Ibarat perbuatan yang sudah lama tertanam menghantam sesama, demikian pula hataman itu bak pelatuk mesiu bedil mengenai diri. Itulah akil balik dari kisah Si Raja ketiga, Ntoreng.

Raganya yang berjasa menumpas lawan dengan cara diganyang, demikian pula senjata itu memakan tuannya. Ntoreng, pria tangguh nan berani di zamannya menyelesaikan kisahnya dengan cara diganyang pula. Bukan salah siapa sebab itulah cara klimaks keterpanggilnya di bumi.

Sekarang pusara telah tercatat. Mtoreng mati terbunuh di sana dan pusaranya terkenang tertanam di atas di dalam pertiwi tepatnya di Wereng - sebuah tempat antara Wereng dan Rawang, arah dari Wae Naong menuju Benteng Jawa. Wereng saksi puncak panggilannya sebagai seorang Raja sebagaimana dikutip dari tulisan ini:  Dikutip dari www.sesambate.blogspot.com tulisan dari Keraeng Frans, yang di-posting, Sabtu, 15 Agustus 2015, dengan judul: Sejarah Daerah Manggarai. Tulisan itupun disadur dari www.djohandyharwali.blogspot.com menulis, Lontar adalah Raja ketiga Manggarai, sebelumnya Mashur Raja pertama, sedangkan Raja kedua bernama Sehak - Anda bisa lihat dalam screenshot berikut.

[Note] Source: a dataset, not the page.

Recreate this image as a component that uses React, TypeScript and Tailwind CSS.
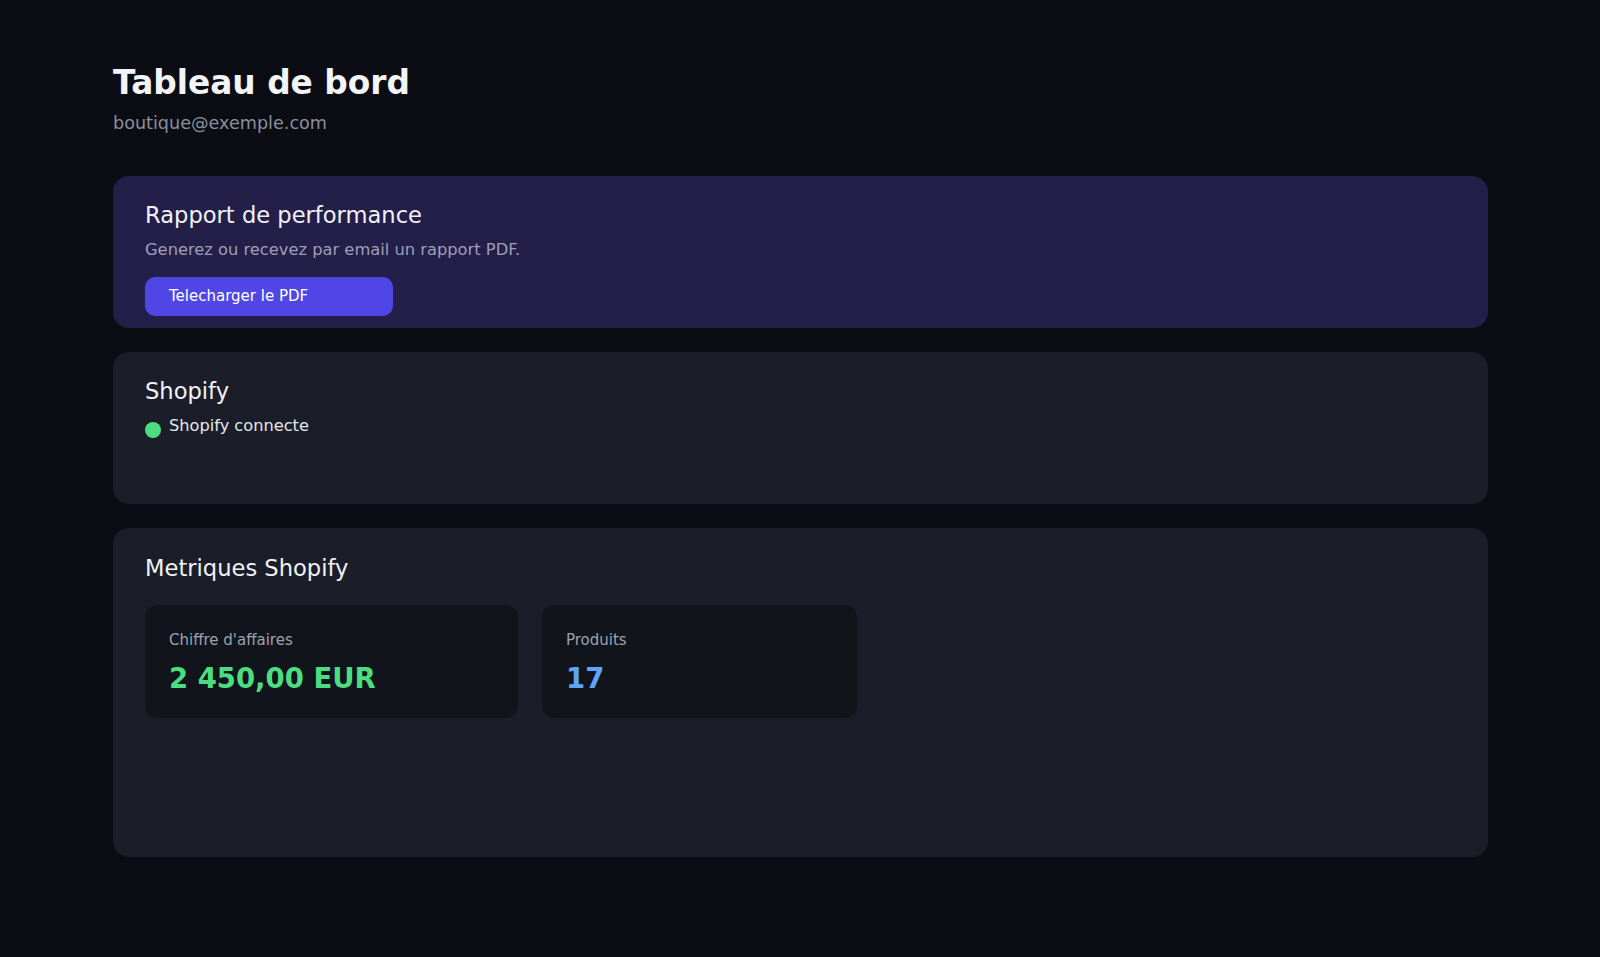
import React from 'react';

const FONT = { fontFamily: '"DejaVu Sans", "Liberation Sans", sans-serif' };

function MetricCard({ label, value, color, width }: { label: string; value: string; color: string; width: string }) {
  return (
    <div className={`${width} rounded-xl bg-[#12141c] px-6 pt-[25px] pb-[22px]`}>
      <p className="text-[15px] leading-5 text-[#9ca3af]">{label}</p>
      <p className={`mt-2.5 text-[27.5px] leading-9 font-bold ${color}`}>{value}</p>
    </div>
  );
}

export default function App() {
  return (
    <div style={FONT} className="min-h-screen bg-[#0b0c14] pl-[113px] pr-[112px] pt-16 pb-[100px]">
      {/* Header */}
      <h1 className="text-[32.8px] leading-[38px] font-bold text-[#f3f4f6]">Tableau de bord</h1>
      <p className="mt-2 text-[17.6px] leading-[26px] text-[#8b8f9c]">boutique@exemple.com</p>

      <div className="mt-10 flex flex-col gap-6">
        {/* Report */}
        <section className="min-h-[152px] rounded-2xl bg-[#241f49] px-8 pt-[25px] pb-3">
          <h2 className="text-[22.6px] leading-[29px] text-[#f1f1f6]">Rapport de performance</h2>
          <p className="mt-2 text-[16.3px] leading-6 text-[#a09db8]">Generez ou recevez par email un rapport PDF.</p>
          <button className="mt-[15px] h-[39px] w-[248px] rounded-[10px] bg-[#4f46e5] pl-6 text-left text-[15px] text-white">
            Telecharger le PDF
          </button>
        </section>

        {/* Shopify status */}
        <section className="min-h-[152px] rounded-2xl bg-[#1b1e29] px-8 pt-[25px] pb-3">
          <h2 className="text-[22.6px] leading-[29px] text-[#f1f2f5]">Shopify</h2>
          <div className="mt-2 flex items-start gap-2">
            <span className="mt-2 h-4 w-4 shrink-0 rounded-full bg-[#4ade80]" />
            <span className="text-[16.2px] leading-6 text-[#e5e7eb]">Shopify connecte</span>
          </div>
        </section>

        {/* Metrics */}
        <section className="min-h-[329px] rounded-2xl bg-[#1b1e29] px-8 pt-[26px] pb-6">
          <h2 className="text-[22.6px] leading-[29px] text-[#f1f2f5]">Metriques Shopify</h2>
          <div className="mt-[22px] flex gap-6">
            <MetricCard label="Chiffre d'affaires" value="2 450,00 EUR" color="text-[#4ade80]" width="w-[373px]" />
            <MetricCard label="Produits" value="17" color="text-[#60a5fa]" width="w-[315px]" />
          </div>
        </section>
      </div>
    </div>
  );
}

Wilayah Kekuasaan Lontar Pada Zamannya.

Lontar sebagai Pemimpin di Cibal memiliki wilayah kekuasaan, mulai dari Langke Rembong sekarang ini hingga Ruteng dan Cancar.

Kisah Lain.

Makan Satu Ton Garam.

Ntoreng semasa hidupnya pernah diuji memakan satu ton garam. Ia mampu melakukannya dengan syarat harus dicampur mentimun. Ia pun sanggup menyelesaikan itu.

Tentu masih ada kisah lain yang belum tercatat. Ibarat sawah yang semuanya tidak tergenang air karena posisinya di kemiringan, demikian pulalah tapak ziarah hidupnya di bumi tak terjangkau semuanya.

Ceki Suku Tasok.

Adapun ceki atau totem Suku Tasok yaitu dilarang memakan kula atau musang. Alasannya, kula-lah yang menghadang serangan musuh terhadapnya karena wangi badan Mtoreng persis bau badan binatang musang. Musanglah yang menghadang musuhnya saat itu. Musang pun menjadi saudara. Meski begitu, ia pun mati terbunuh di Lamba Leda.